EXP[4] Meet in the middle attack: Compute discrete log modulo a prime p.
Let g be some element in Zp* (Set of invertible evlements in Zp = {0,1,2...,p-1}) and suppose we are given h in Zp∗ 
such that h=g^x where 1≤x≤2^40. Our goal is to find x! We will use meet in the middle attack to find x.
Let B=2^20. Since x is less than B2 we can write the unknown x base B as x=x0*B+x1 where x0,x1 are in the range [0,B−1]. 
Then,
   h=g^x=g^(x0*B+x1)=(g^B)^x0 * g^x1 in Zp.
By moving the term g^x1 to the other side we obtain,
   h/g^x1=(g^B)^x0 in Zp.

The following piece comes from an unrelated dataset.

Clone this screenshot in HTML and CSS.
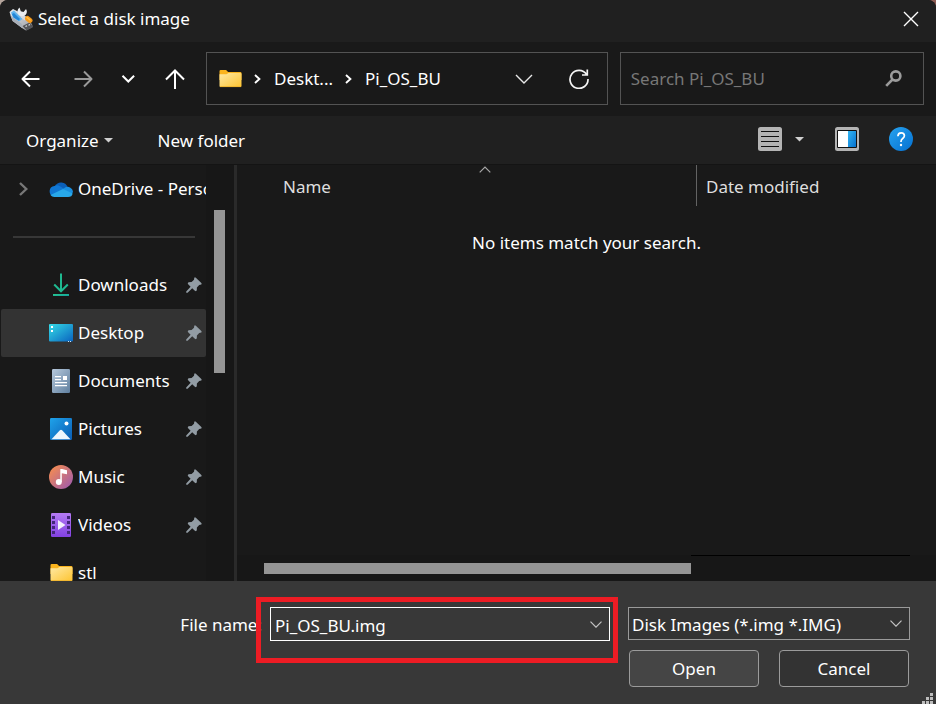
FILE: index.html
```html
<!DOCTYPE html>
<html lang="en">
<head>
<meta charset="utf-8">
<meta name="viewport" content="width=device-width, initial-scale=1">
<title>Select a disk image</title>
<link rel="stylesheet" href="styles.css">
</head>
<body>
<svg class="defs" width="0" height="0" aria-hidden="true">
  <defs>
    <linearGradient id="g-folder" x1="0" y1="0" x2="1" y2="1"><stop offset="0" stop-color="#ffe9a4"/><stop offset="1" stop-color="#fdc431"/></linearGradient>
    <linearGradient id="g-down" x1="0" y1="0" x2="1" y2="1"><stop offset="0" stop-color="#2bc98c"/><stop offset="1" stop-color="#0e9fa0"/></linearGradient>
    <linearGradient id="g-desk" x1="0" y1="0" x2="1" y2="1"><stop offset="0" stop-color="#35dbe6"/><stop offset="1" stop-color="#0a63bf"/></linearGradient>
    <linearGradient id="g-doc" x1="0" y1="0" x2="1" y2="1"><stop offset="0" stop-color="#b7c9dc"/><stop offset="1" stop-color="#5f7f9f"/></linearGradient>
    <linearGradient id="g-pic" x1="0" y1="0" x2="1" y2="1"><stop offset="0" stop-color="#1fa3ea"/><stop offset="1" stop-color="#0a5cb4"/></linearGradient>
    <linearGradient id="g-music" x1="0" y1="0" x2="1" y2="1"><stop offset="0.1" stop-color="#f38b52"/><stop offset="1" stop-color="#9a58b4"/></linearGradient>
    <linearGradient id="g-video" x1="0" y1="0" x2="0" y2="1"><stop offset="0" stop-color="#b57bf4"/><stop offset="1" stop-color="#8241e2"/></linearGradient>
    <linearGradient id="g-pane" x1="0" y1="0" x2="1" y2="1"><stop offset="0" stop-color="#33b5f2"/><stop offset="1" stop-color="#0672cf"/></linearGradient>
    <linearGradient id="g-help" x1="0" y1="0" x2="1" y2="1"><stop offset="0" stop-color="#27a2ee"/><stop offset="1" stop-color="#0571d2"/></linearGradient>
    <linearGradient id="g-usb" x1="0" y1="0" x2="1" y2="1"><stop offset="0" stop-color="#e8edf2"/><stop offset="1" stop-color="#9a9aa0"/></linearGradient>
    <symbol id="pin" viewBox="0 0 16 16"><path d="M9.6 0.4 15.6 6.2 15.4 7.6 13.2 8 10.9 10.4 10.8 13.6 9.4 14.3 6.2 11.2 1.6 15.8 0.2 15.8 0.2 14.4 4.6 9.7 1.7 6.7 2.4 5.3 5.6 5.1 8 2.8 8.3 0.6Z" fill="#929ca4"/></symbol>
    <symbol id="folder" viewBox="0 0 22 18"><path d="M0 1.2Q0 0 1.2 0H6.6L8.6 2H20.8Q22 2 22 3.2V10H0Z" fill="#fbb41d"/><path d="M0 4.2H7L9 3H21Q22 3 22 4V16Q22 17 21 17H1Q0 17 0 16Z" fill="url(#g-folder)"/><path d="M0.6 16.6H21.4" stroke="#efb32b" stroke-width="0.9"/></symbol>
  </defs>
</svg>

<main class="dialog">
  <header class="titlebar">
    <svg class="app-icon" width="24" height="24" viewBox="0 0 24 24" aria-hidden="true">
      <path d="M0.5 5 4 2 10 5 19 14 23 17 23.500 20 17 23.500 13 21 3.500 14Z" fill="url(#g-usb)"/>
      <path d="M2 5.500 5 3.500 13.500 12 10 14.500 4 10.500Z" fill="#5fb4ee"/>
      <path d="M3 7 5 6 11 12 9.500 13.500 4.500 10.500Z" fill="#2385d6"/>
      <path d="M1 8 4 14 13 21 13 17 4.500 11Z" fill="#a9afb8"/>
      <path d="M13.500 19 20.500 15.500 23.500 18.500 23.500 20.500 17.500 23.500Z" fill="#55565a"/>
      <path d="M16.500 19.500 18 18.800M19.500 18.200 21 17.500" stroke="#e5e5e5" stroke-width="1.200"/>
      <path d="M12.500 8.500 17 12" stroke="#d7dade" stroke-width="3.600"/>
      <path d="M10.500 0.500A5 5 0 0 0 9.500 7.500 5 5 0 0 0 16.500 8 5 5 0 0 0 17 2L14.500 5 11.800 4.200Z" fill="#e9ecef"/>
      <path d="M18.500 11.500 21 13.500" stroke="#f7991a" stroke-width="5" stroke-linecap="round"/>
      <path d="M18 10.500 21 13" stroke="#ffc043" stroke-width="1.500" stroke-linecap="round"/>
    </svg>
    <h1>Select a disk image</h1>
    <button class="close" type="button" aria-label="Close">
      <svg width="16" height="16" viewBox="0 0 16 16"><path d="M1 1 15 15M15 1 1 15" stroke="#fff" stroke-width="1.400" fill="none"/></svg>
    </button>
  </header>

  <nav class="navbar" aria-label="Location">
    <button class="nav-btn" type="button" aria-label="Back">
      <svg width="20" height="18" viewBox="0 0 20 18"><path d="M19.500 9H2.500M10 1.500 2.500 9 10 16.500" fill="none" stroke="#fff" stroke-width="2" stroke-linejoin="round"/></svg>
    </button>
    <button class="nav-btn" type="button" aria-label="Forward" disabled>
      <svg width="20" height="18" viewBox="0 0 20 18"><path d="M1.500 9H18.500M11 1.500 18.500 9 11 16.500" fill="none" stroke="#9a9a9a" stroke-width="2" stroke-linejoin="round"/></svg>
    </button>
    <button class="nav-btn recent" type="button" aria-label="Recent locations">
      <svg width="14" height="10" viewBox="0 0 14 10"><path d="M1.500 1.700 7.300 7.500 13.100 1.700" fill="none" stroke="#fff" stroke-width="2"/></svg>
    </button>
    <button class="nav-btn up" type="button" aria-label="Up one level">
      <svg width="20" height="20" viewBox="0 0 20 20"><path d="M10 20V2M1 10.500 10 1.500 19 10.500" fill="none" stroke="#fff" stroke-width="2"/></svg>
    </button>
    <div class="address">
      <svg width="23" height="18" aria-hidden="true"><use href="#folder"/></svg>
      <svg class="crumb-sep" width="7" height="10" viewBox="0 0 7 10" aria-hidden="true"><path d="M1 1 5.400 5 1 9" fill="none" stroke="#fff" stroke-width="1.900"/></svg>
      <a href="#desktop">Deskt...</a>
      <svg class="crumb-sep" width="7" height="10" viewBox="0 0 7 10" aria-hidden="true"><path d="M1 1 5.400 5 1 9" fill="none" stroke="#fff" stroke-width="1.900"/></svg>
      <a href="#pi">Pi_OS_BU</a>
      <button class="history" type="button" aria-label="Previous locations">
        <svg width="18" height="10" viewBox="0 0 18 10"><path d="M1 1 9 9 17 1" fill="none" stroke="#e8e8e8" stroke-width="1.400"/></svg>
      </button>
      <button class="refresh" type="button" aria-label="Refresh">
        <svg width="20" height="20" viewBox="0 0 20 20"><path d="M17.500 5.400A9 9 0 1 0 19 10M18.300 0.500V6H13" fill="none" stroke="#f4f4f4" stroke-width="1.700"/></svg>
      </button>
    </div>
    <div class="search">
      <input type="search" aria-label="Search Pi_OS_BU" placeholder="Search Pi_OS_BU">
      <svg width="17" height="17" viewBox="0 0 17 17" aria-hidden="true"><circle cx="10.800" cy="6" r="4.600" fill="none" stroke="#9b9b9b" stroke-width="2.600"/><path d="M7.500 9.500 1.200 15.800" stroke="#9b9b9b" stroke-width="2.600"/></svg>
    </div>
  </nav>

  <div class="toolbar">
    <button type="button">Organize <svg width="9" height="5" viewBox="0 0 9 5" aria-hidden="true"><path d="M0 0H9L4.500 4.500Z" fill="#d0d0d0"/></svg></button>
    <button type="button" class="new-folder">New folder</button>
    <div class="tools">
      <button type="button" aria-label="Change your view">
        <svg width="24" height="24" viewBox="0 0 24 24"><rect width="24" height="24" rx="2.500" fill="#b4b4b4"/><path d="M3 4.500H21M3 9.500H21M3 14.500H21M3 19.500H21" stroke="#111" stroke-width="1"/></svg>
      </button>
      <button type="button" class="view-more" aria-label="More view options">
        <svg width="9" height="5" viewBox="0 0 9 5"><path d="M0 0H9L4.500 4.500Z" fill="#d0d0d0"/></svg>
      </button>
      <button type="button" class="preview" aria-label="Show the preview pane">
        <svg width="24" height="24" viewBox="0 0 24 24"><rect width="24" height="24" rx="2.500" fill="#b4b4b4"/><rect x="2" y="3" width="20" height="18" rx="1" fill="#111"/><path d="M3 4H13V20H3Z" fill="#fff"/><path d="M13 4H21V20H13Z" fill="url(#g-pane)"/></svg>
      </button>
      <button type="button" class="help" aria-label="Get help">
        <svg width="24" height="24" viewBox="0 0 24 24"><circle cx="12" cy="12" r="12" fill="url(#g-help)"/><path d="M8.900 9.200Q9 5.800 12.200 5.800T15.400 8.800Q15.400 10.200 13.700 11.500T12 14.400V15" fill="none" stroke="#fff" stroke-width="1.700"/><circle cx="12" cy="18" r="1.200" fill="#fff"/></svg>
      </button>
    </div>
  </div>

  <div class="browser">
    <aside class="sidebar">
      <ul class="places">
        <li>
          <svg class="expander" width="9" height="14" viewBox="0 0 9 14" aria-hidden="true"><path d="M1 1 7.300 7 1 13" fill="none" stroke="#777" stroke-width="2.400"/></svg>
          <a href="#onedrive">
            <span class="icon"><svg width="24" height="16" viewBox="0 0 24 16"><path d="M6 5A7 7 0 0 1 18.600 6L13 11Z" fill="#0b5fb8"/><path d="M5.500 5Q8 3.500 11 5.200L17 9 5 15.500A5.300 5.300 0 0 1 5.500 5Z" fill="#1077d3"/><path d="M14 8Q18 4.500 21 6.500 24 8 24 11.500L20 13Z" fill="#1a8fe0"/><path d="M1.500 14 14 8 23.700 12.500Q23 16 19 16H5.500Q2.800 16 1.500 14Z" fill="#28a8ea"/></svg></span>
            <span class="label">OneDrive - Personal</span>
          </a>
        </li>
        <li class="separator" role="separator"></li>
        <li>
          <a href="#downloads">
            <span class="icon"><svg width="18" height="24" viewBox="0 0 18 24"><path d="M9 0.500V18M2.200 11.500 9 18.300 15.800 11.500" fill="none" stroke="#1fb990" stroke-width="2"/><path d="M1 21H17V23H1Z" fill="url(#g-down)"/></svg></span>
            <span class="label">Downloads</span>
          </a>
          <svg class="pin" width="16" height="16" aria-hidden="true"><use href="#pin"/></svg>
        </li>
        <li class="selected">
          <a href="#desktop">
            <span class="icon"><svg width="24" height="18" viewBox="0 0 24 18"><rect width="24" height="17.500" rx="1" fill="url(#g-desk)"/><path d="M2 2H4V4H2ZM2 6H4V8H2Z" fill="#fff"/><path d="M19 17H20V18H19ZM21 17H22V18H21Z" fill="#cfe6fa"/></svg></span>
            <span class="label">Desktop</span>
          </a>
          <svg class="pin" width="16" height="16" aria-hidden="true"><use href="#pin"/></svg>
        </li>
        <li>
          <a href="#documents">
            <span class="icon"><svg width="18" height="24" viewBox="0 0 18 24"><rect width="18" height="24" rx="1.200" fill="url(#g-doc)"/><path d="M3 7H9V8.200H3ZM3 10H9V11.200H3ZM11 7H15V11H11ZM3 13H15V14.200H3ZM3 16H15V17.200H3Z" fill="#fff"/></svg></span>
            <span class="label">Documents</span>
          </a>
          <svg class="pin" width="16" height="16" aria-hidden="true"><use href="#pin"/></svg>
        </li>
        <li>
          <a href="#pictures">
            <span class="icon"><svg width="22" height="22" viewBox="0 0 22 22"><rect width="22" height="22" rx="1.200" fill="url(#g-pic)"/><circle cx="16.500" cy="5.500" r="2" fill="#fff"/><path d="M1.500 21.200 9.900 12.300Q11 11.200 12.100 12.300L20.500 21.200Z" fill="#eef6fd"/></svg></span>
            <span class="label">Pictures</span>
          </a>
          <svg class="pin" width="16" height="16" aria-hidden="true"><use href="#pin"/></svg>
        </li>
        <li>
          <a href="#music">
            <span class="icon"><svg width="24" height="24" viewBox="0 0 24 24"><circle cx="12" cy="12" r="12" fill="url(#g-music)"/><circle cx="9.800" cy="17" r="3" fill="#fff"/><path d="M11.300 17V4H13L18 5.200V9.200L12.800 8.200V17Z" fill="#fff"/></svg></span>
            <span class="label">Music</span>
          </a>
          <svg class="pin" width="16" height="16" aria-hidden="true"><use href="#pin"/></svg>
        </li>
        <li>
          <a href="#videos">
            <span class="icon"><svg width="20" height="24" viewBox="0 0 20 24"><rect width="20" height="24" rx="1.200" fill="url(#g-video)"/><path d="M1 3H4V6H1ZM1 8H4V11H1ZM1 13H4V16H1ZM1 18H4V21H1ZM16 3H19V6H16ZM16 8H19V11H16ZM16 13H19V16H16ZM16 18H19V21H16Z" fill="#43267a"/><path d="M7 7 14.500 12 7 17Z" fill="#f4effc"/></svg></span>
            <span class="label">Videos</span>
          </a>
          <svg class="pin" width="16" height="16" aria-hidden="true"><use href="#pin"/></svg>
        </li>
        <li>
          <a href="#stl">
            <span class="icon"><svg width="23" height="18"><use href="#folder"/></svg></span>
            <span class="label">stl</span>
          </a>
        </li>
      </ul>
      <div class="side-scroll"><div class="side-thumb"></div></div>
    </aside>

    <section class="files">
      <div class="columns">
        <button type="button" class="col-name">Name
          <svg class="sort" width="12" height="7" viewBox="0 0 12 7" aria-hidden="true"><path d="M0.700 6.300 6 1 11.300 6.300" fill="none" stroke="#a8a8a8" stroke-width="1.200"/></svg>
        </button>
        <button type="button" class="col-date">Date modified</button>
      </div>
      <p class="empty">No items match your search.</p>
      <div class="h-scroll"><div class="h-thumb"></div><div class="h-rest"></div></div>
    </section>
  </div>

  <form class="footer">
    <label class="name-label" for="filename">File name:</label>
    <div class="combo">
      <input id="filename" type="text" value="Pi_OS_BU.img">
      <button type="button" aria-label="Show file names"><svg width="12" height="7" viewBox="0 0 12 7"><path d="M0.500 0.700 6 6.200 11.500 0.700" fill="none" stroke="#c4c4c4" stroke-width="1.200"/></svg></button>
      <div class="highlight"></div>
    </div>
    <div class="type">
      <select aria-label="Files of type"><option>Disk Images (*.img *.IMG)</option></select>
      <svg width="12" height="7" viewBox="0 0 12 7" aria-hidden="true"><path d="M0.500 0.700 6 6.200 11.500 0.700" fill="none" stroke="#c4c4c4" stroke-width="1.200"/></svg>
    </div>
    <div class="actions">
      <button type="button" class="open">Open</button>
      <button type="button">Cancel</button>
    </div>
    <svg class="grip" width="12" height="12" viewBox="0 0 12 12" aria-hidden="true"><path d="M8 0H11V3H8ZM4 4H7V7H4ZM8 4H11V7H8ZM0 8H3V11H0ZM4 8H7V11H4ZM8 8H11V11H8Z" fill="#bdbdbd"/></svg>
  </form>
</main>
</body>
</html>
```

FILE: styles.css
```css
* {
  box-sizing: border-box;
}

body {
  margin: 0;
  background: linear-gradient(90deg, #b5a59c, #8c5a52);
  color: #fff;
  font: 17px/24px "Noto Sans", "Open Sans", sans-serif;
}

button,
input,
select {
  margin: 0;
  padding: 0;
  border: 0;
  background: none;
  color: inherit;
  font: inherit;
}

a {
  color: inherit;
  text-decoration: none;
}

svg {
  display: block;
  flex: none;
}

.defs {
  position: absolute;
}

.dialog {
  display: flex;
  flex-direction: column;
  height: 100vh;
  overflow: hidden;
  border-radius: 8px 8px 0 0;
  background: #191919;
}

/* Title bar */
.titlebar {
  display: flex;
  flex: none;
  align-items: center;
  gap: 5px;
  height: 42px;
  padding: 0 8px 4px 9px;
  background: #202020;
}

.titlebar h1 {
  flex: 1;
  margin: 0;
  font-size: 17px;
  font-weight: 400;
}

.close {
  display: grid;
  place-items: center;
  width: 34px;
  height: 34px;
}

/* Navigation row */
.navbar {
  display: flex;
  flex: none;
  gap: 5px;
  height: 74px;
  padding: 10px 12px 11px 6px;
}

.nav-btn {
  display: grid;
  flex: none;
  place-items: center;
  width: 48px;
}

.recent {
  width: 32px;
}

.up {
  width: 52px;
}

.address,
.search {
  display: flex;
  align-items: center;
  min-width: 0;
  border: 1px solid #535353;
}

.address {
  flex: 7;
  padding: 0 8px 0 12px;
}

.address a {
  white-space: nowrap;
}

.crumb-sep {
  margin: 0 13px 0 12px;
}

.history {
  display: grid;
  place-items: center;
  width: 54px;
  height: 48px;
  margin-left: auto;
}

.refresh {
  display: grid;
  place-items: center;
  width: 40px;
  height: 48px;
  margin-left: 8px;
}

.search {
  flex: 5;
  margin-left: 7px;
  padding: 0 21px 0 10px;
}

.search input {
  flex: 1;
  min-width: 0;
  outline: 0;
}

.search input::placeholder {
  color: #777;
  opacity: 1;
}

/* Command bar */
.toolbar {
  display: flex;
  flex: none;
  align-items: center;
  height: 48px;
  padding: 1px 23px 0 26px;
  background: #202020;
}

.toolbar button {
  display: flex;
  align-items: center;
  gap: 5px;
}

.toolbar .new-folder {
  margin-left: 45px;
}

.tools {
  display: flex;
  align-items: center;
  margin-left: auto;
  padding-bottom: 3px;
}

.tools .view-more {
  margin-left: 13px;
}

.tools .preview {
  margin-left: 31px;
}

.tools .help {
  margin-left: 30px;
}

/* Places and file list */
.browser {
  display: flex;
  flex: 1;
  min-height: 0;
  border-top: 1px solid #141414;
}

.sidebar {
  display: flex;
  flex: none;
  width: 237px;
  overflow: hidden;
  border-right: 3px solid #2a2a2a;
}

.places {
  width: 206px;
  margin: 0;
  padding: 0 0 0 1px;
  list-style: none;
}

.places li {
  position: relative;
  display: flex;
  align-items: center;
  height: 48px;
  padding: 0 4px 0 48px;
  border-radius: 2px;
}

.places li:first-child {
  padding-right: 0;
}

.places .selected {
  background: #333;
}

.places a {
  display: flex;
  flex: 1;
  align-items: center;
  gap: 5px;
  min-width: 0;
}

.icon {
  display: grid;
  flex: none;
  place-items: center;
  width: 24px;
  height: 24px;
}

.label {
  overflow: hidden;
  white-space: nowrap;
}

.expander {
  position: absolute;
  left: 18px;
}

.places .separator::before {
  content: "";
  width: 182px;
  height: 2px;
  margin-left: -36px;
  background: #373737;
}

.side-scroll {
  flex: 1;
  padding: 45px 0 0 8px;
  background: #171717;
}

.side-thumb {
  width: 11px;
  height: 163px;
  background: #959595;
}

.files {
  display: flex;
  flex: 1;
  flex-direction: column;
  min-width: 0;
}

.columns {
  display: flex;
  height: 41px;
  color: #dedede;
}

.columns button {
  padding-top: 2px;
  text-align: left;
}

.col-name {
  position: relative;
  width: 460px;
  padding-left: 46px;
  border-right: 1px solid #636363;
}

.sort {
  position: absolute;
  top: 1px;
  left: 242px;
}

.col-date {
  padding-left: 9px;
}

.empty {
  margin: 0;
  padding-top: 25px;
  text-align: center;
}

.h-scroll {
  display: flex;
  height: 26px;
  margin-top: auto;
  padding: 0 26px 0 27px;
  background: #171717;
}

.h-thumb {
  flex: 0 1 427px;
  height: 11px;
  margin-top: 8px;
  background: #959595;
}

.h-rest {
  flex: 1;
  border-top: 1px solid #000;
}

/* File name, type and actions */
.footer {
  position: relative;
  display: grid;
  flex: none;
  grid-template-columns: 262px 1fr 282px;
  gap: 10px 0;
  padding: 26px 26px 17px 0;
  background: #383838;
}

.name-label {
  padding-top: 6px;
  text-align: right;
}

.combo {
  position: relative;
  display: flex;
  align-items: center;
  height: 34px;
  margin: 0 18px 0 8px;
  border: 1px solid #fff;
}

.combo input {
  flex: 1;
  min-width: 0;
  padding: 3px 0 0 4px;
  outline: 0;
}

.combo button {
  display: grid;
  place-items: center;
  width: 26px;
  height: 32px;
}

.highlight {
  position: absolute;
  inset: -11px -9px -23px -15px;
  border: 5px solid #ed1c24;
  pointer-events: none;
}

.type {
  position: relative;
}

.type select {
  width: 100%;
  height: 33px;
  padding: 3px 30px 0 3px;
  border: 1px solid #9a9a9a;
  background: #333;
  appearance: none;
}

.type svg {
  position: absolute;
  top: 13px;
  right: 8px;
  pointer-events: none;
}

.actions {
  display: grid;
  grid-column: 3;
  grid-template-columns: 1fr 1fr;
  gap: 20px;
  margin-top: -1px;
  padding: 0 1px;
}

.actions button {
  height: 37px;
  padding-top: 1px;
  border: 1px solid #9b9b9b;
  border-radius: 4px;
  background: #333;
}

.actions .open {
  background: #454545;
}

.grip {
  position: absolute;
  right: 2px;
  bottom: -1px;
}
```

From this equality, we can find (x0,x1) such that there is a collision between LHS and RHS.

- mod_arithm.py:
 *  First build a hash table of all possible values of the left hand side h/g^x1 for x1=0,1,…,2^20.
 *  Then for each value x0=0,1,2,…,2^20 check if the right hand side (g^B)^x0 is in this hash table.
 *  If a collision is found, then x = x0*B+x1
To do modular arithmatic with large numbers, we will use gmpy.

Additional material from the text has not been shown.